I met Hunter, a well-traveled corporate attorney and former college athlete, on Match.com. Hunter and I quickly bonded over our affinity for salsa dancing and obsession with breakfast tacos. So as far as I was concerned, this was shaping up to be a match made in heaven.

Hunter and I decided it would make perfect sense to meet at his favorite upscale Mexican joint (yes, that is a thing in New York City) and nourish ourselves in the delicious culinary invention that is the taco.

When the evening approached I donned myself in my new dress, courtesy of White House Black Market, and was looking rather sensuous yet sophisticated at the same time (if I do say so myself).

Hunter was patiently waiting for me already seated at a table for two and I was relieved to see that he was equally as attractive in the flesh as in his photos.

After exchanging the ubiquitous pleasantries Hunter clearly thought it appropriate to get a little more too personal.

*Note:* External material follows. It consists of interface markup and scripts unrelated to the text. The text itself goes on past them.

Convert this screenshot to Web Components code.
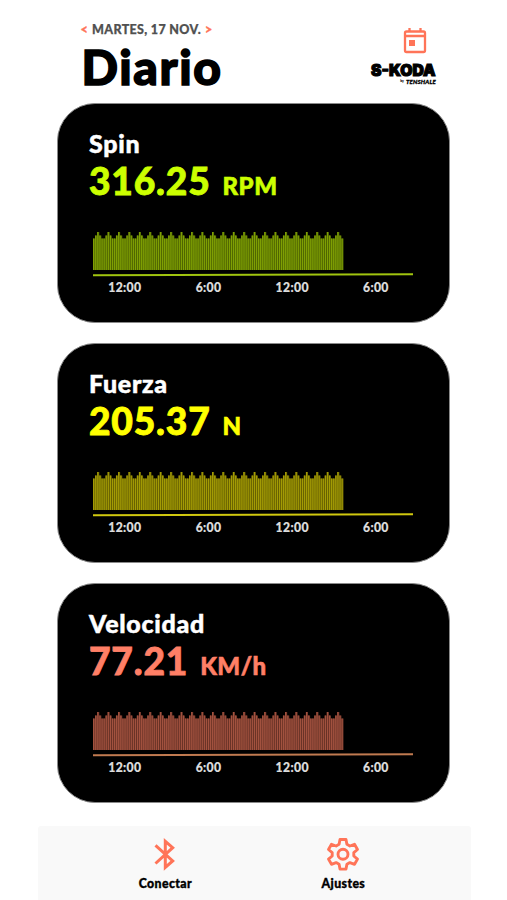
<!DOCTYPE html>
<html lang="es">
<head>
<meta charset="utf-8">
<title>Diario</title>
<style>
  html, body { margin: 0; height: 100%; background: #fff; }
  body { font-family: Lato, 'Open Sans', sans-serif; font-weight: 900; overflow: hidden; }
</style>
</head>
<body>
<diary-app>
  <diary-header slot="header" date="MARTES, 17 NOV." heading="Diario"></diary-header>
  <metric-card label="Spin" value="316.25" unit="RPM" style="--accent:#ccff00;--bar:#7f9f04;--gap:#506800;--axis:#a0c40f"></metric-card>
  <metric-card label="Fuerza" value="205.37" unit="N" style="--accent:#ffff00;--bar:#a39b05;--gap:#686200;--axis:#d0c80f"></metric-card>
  <metric-card label="Velocidad" value="77.21" unit="KM/h" style="--accent:#ff7f66;--bar:#a2523f;--gap:#6c3428;--axis:#c07a50"></metric-card>
  <nav-bar slot="footer">
    <nav-item label="Conectar">
      <svg width="32" height="34" viewBox="0 0 32 34" fill="none" stroke="#ff7458" stroke-width="3">
        <path d="M6.500 8.300 L23.700 24 L16.300 30.500 V4.300 L23.700 10.700 L6.500 26.500"/>
      </svg>
    </nav-item>
    <nav-item label="Ajustes">
      <svg width="34" height="34" viewBox="0 0 34 34" fill="none" stroke="#ff7458" stroke-width="2.9" stroke-linejoin="round">
        <path d="M14 2.500h6l.9 4.800 3 1.700 4.600-1.700 3 5.200-3.700 3.100v3.400l3.700 3.100-3 5.200-4.600-1.700-3 1.700-.9 4.800h-6l-.9-4.800-3-1.700-4.600 1.700-3-5.200 3.700-3.100v-3.400l-3.700-3.100 3-5.200 4.600 1.700 3-1.700z"/>
        <circle cx="17" cy="17.300" r="5"/>
      </svg>
    </nav-item>
  </nav-bar>
</diary-app>

<script>
class DiaryApp extends HTMLElement {
  constructor() {
    super();
    this.attachShadow({ mode: 'open' }).innerHTML = `
      <style>
        :host { display: flex; flex-direction: column; height: 900px; width: 507px; }
        main { display: flex; flex-direction: column; gap: 20px; padding: 0 57px; flex: 1; }
      </style>
      <slot name="header"></slot>
      <main><slot></slot></main>
      <slot name="footer"></slot>
    `;
  }
}

class DiaryHeader extends HTMLElement {
  connectedCallback() {
    this.attachShadow({ mode: 'open' }).innerHTML = `
      <style>
        :host { display: flex; justify-content: space-between; height: 103px; padding: 0 71px 0 80.5px; box-sizing: border-box; }
        .date { display: flex; gap: 4px; margin-top: 22px; font-size: 12.5px; line-height: 16px; letter-spacing: .33px;
                color: #505050; white-space: nowrap; -webkit-text-stroke: .25px; }
        .date i { font-style: normal; color: #ff7458; -webkit-text-stroke: .4px; }
        h1 { margin: 0 0 0 1px; font-size: 48px; line-height: 57px; font-weight: 900; letter-spacing: 1.6px; color: #000; -webkit-text-stroke: 1.5px; }
        .side { display: flex; flex-direction: column; align-items: flex-end; margin-top: 27px; }
        .side svg { display: block; }
        .cal { margin-right: 9px; }
        .brand { margin-top: 5px; width: 66px; text-align: right; white-space: nowrap; color: #000; }
        .name { height: 20px; }
        .name svg { overflow: visible; }
        .by { display: flex; justify-content: flex-end; align-items: flex-start; gap: 2px; height: 6px; line-height: 6px; }
        .by small { font-size: 3.500px; line-height: 4px; }
        .by em { font-size: 6px; letter-spacing: .2px; -webkit-text-stroke: .3px; }
      </style>
      <div>
        <div class="date"><i>&lt;</i><span>${this.getAttribute('date')}</span><i>&gt;</i></div>
        <h1>${this.getAttribute('heading')}</h1>
      </div>
      <div class="side">
        <svg class="cal" width="24" height="27" viewBox="0 0 24 27" fill="none" stroke="#ff7458" stroke-width="2.3">
          <rect x="2" y="4.500" width="20" height="20.500" rx="1.500"/>
          <path d="M2 9h20M6.500 1v3.500M17.500 1v3.500"/>
          <rect x="6" y="13" width="6" height="6" fill="#ff7458" stroke="none"/>
        </svg>
        <div class="brand">
          <div class="name">
            <svg width="66" height="20" viewBox="0 0 66 20">
              <text x="1" y="16.500" font-family="Inter, sans-serif" font-weight="900" font-size="15.500" textLength="64.500" lengthAdjust="spacingAndGlyphs" stroke="#000" stroke-width="1.1">S-KODA</text>
            </svg>
          </div>
          <div class="by"><small>by</small><em>TENSHALE</em></div>
        </div>
      </div>
    `;
  }
}

class MetricCard extends HTMLElement {
  connectedCallback() {
    this.attachShadow({ mode: 'open' }).innerHTML = `
      <style>
        :host { display: flex; flex-direction: column; box-sizing: border-box; width: 393px; height: 220px;
                padding: 24px 31px 0; border: 1px solid #8a8a8a; border-radius: 38px; background: #000; }
        .label { font-size: 25px; line-height: 30px; letter-spacing: .7px; color: #fff; -webkit-text-stroke: .5px; }
        .reading { display: flex; align-items: baseline; gap: 12px; line-height: 46px; color: var(--accent); }
        .value { font-size: 37.2px; letter-spacing: .8px; -webkit-text-stroke: .8px; }
        .unit { font-size: 24px; letter-spacing: .5px; -webkit-text-stroke: .6px; }
      </style>
      <div class="label">${this.getAttribute('label')}</div>
      <div class="reading"><span class="value">${this.getAttribute('value')}</span><span class="unit">${this.getAttribute('unit')}</span></div>
      <bar-chart></bar-chart>
    `;
  }
}

class BarChart extends HTMLElement {
  // bar heights, one wave every 5 bars
  static WAVE = [31.5, 34.5, 38, 34.5, 31.5];

  connectedCallback() {
    const pitch = 250.5 / 120;
    let gaps = '';
    let bars = '';
    for (let i = 0; i < 120; i++) {
      const h = BarChart.WAVE[i % 5];
      const x = (i * pitch).toFixed(2);
      gaps += `<rect x="${x}" y="${38 - h}" width="${pitch}" height="${h}"/>`;
      bars += `<rect x="${x}" y="${38 - h}" width="1.3" height="${h}"/>`;
    }
    this.attachShadow({ mode: 'open' }).innerHTML = `
      <style>
        :host { display: block; margin: 23px 0 0 3.5px; width: 320px; }
        svg { display: block; }
        .gaps { fill: var(--gap); }
        .bars { fill: var(--bar); }
        .axis { stroke: var(--axis); stroke-width: 1.9; }
        .hours { display: grid; grid-template-columns: repeat(4, 83.7px); margin: 2px 0 0 -9.5px; }
        .hours span { text-align: center; font-size: 12.2px; line-height: 16px; letter-spacing: .35px; color: #ddd; -webkit-text-stroke: .2px; }
      </style>
      <svg width="320" height="46" viewBox="0 0 320 46">
        <g class="gaps">${gaps}</g>
        <g class="bars">${bars}</g>
        <path class="axis" d="M0 43.300L320 42.200"/>
      </svg>
      <div class="hours"><span>12:00</span><span>6:00</span><span>12:00</span><span>6:00</span></div>
    `;
  }
}

class NavBar extends HTMLElement {
  constructor() {
    super();
    this.attachShadow({ mode: 'open' }).innerHTML = `
      <style>
        :host { display: grid; grid-template-columns: 178px 178px; justify-content: start; box-sizing: border-box; width: 433px; height: 74px;
                margin-left: 38px; padding: 11px 0 0 38.4px; border-radius: 3px 3px 0 0; background: #f9f9f9; }
      </style>
      <slot></slot>
    `;
  }
}

class NavItem extends HTMLElement {
  connectedCallback() {
    this.attachShadow({ mode: 'open' }).innerHTML = `
      <style>
        :host { display: flex; flex-direction: column; align-items: center; }
        ::slotted(svg) { display: block; }
        span { margin-top: 4px; font-size: 12.3px; line-height: 17px; letter-spacing: .4px; color: #000; -webkit-text-stroke: .35px; }
      </style>
      <slot></slot>
      <span>${this.getAttribute('label')}</span>
    `;
  }
}

customElements.define('diary-app', DiaryApp);
customElements.define('diary-header', DiaryHeader);
customElements.define('bar-chart', BarChart);
customElements.define('metric-card', MetricCard);
customElements.define('nav-bar', NavBar);
customElements.define('nav-item', NavItem);
</script>
</body>
</html>
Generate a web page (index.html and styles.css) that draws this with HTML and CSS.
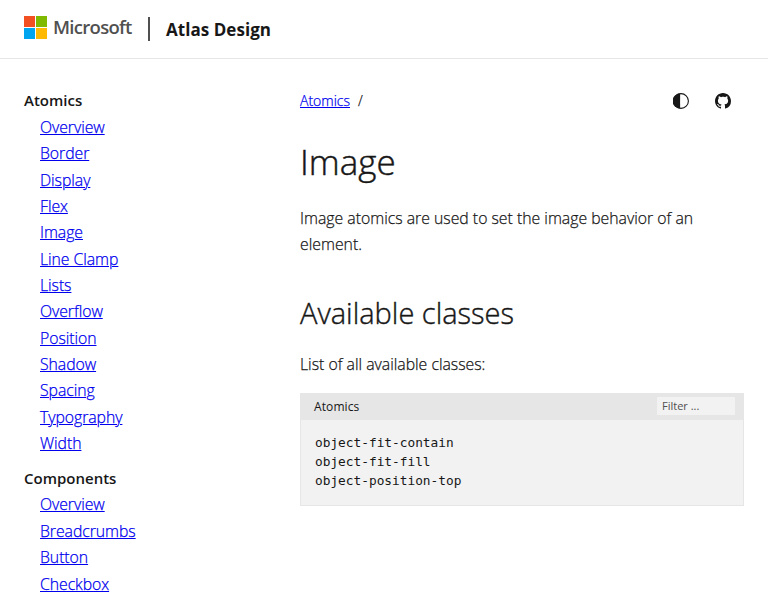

“So I really love your physique. Couldn’t stop looking at your pictures. Very beautiful,” he said suggestively.

I sheepishly thanked him for the peculiar compliment which was followed by an awkward silence.

“So are they real? I’m sorry if thats forward but I absolutely have to know,” he asked eagerly.

Appalled, I answered, “Wow, not that it is any of your business, but yes.”

“How big are they? I’m guessing they have to be at least a D cup. Sorry, I am the epitome of a boob guy. I will drop the conversation after this.”

“Ok this is just creepy. How do you actually have the nerve to ask me these things? This is not normal. Let’s grab the check, I am meeting friends for drinks after this.”

I quickly devoured the rest of my delicious tacos on my plate and was out the door by the time he received the bill.

Hunter clearly had no shame even the following morning.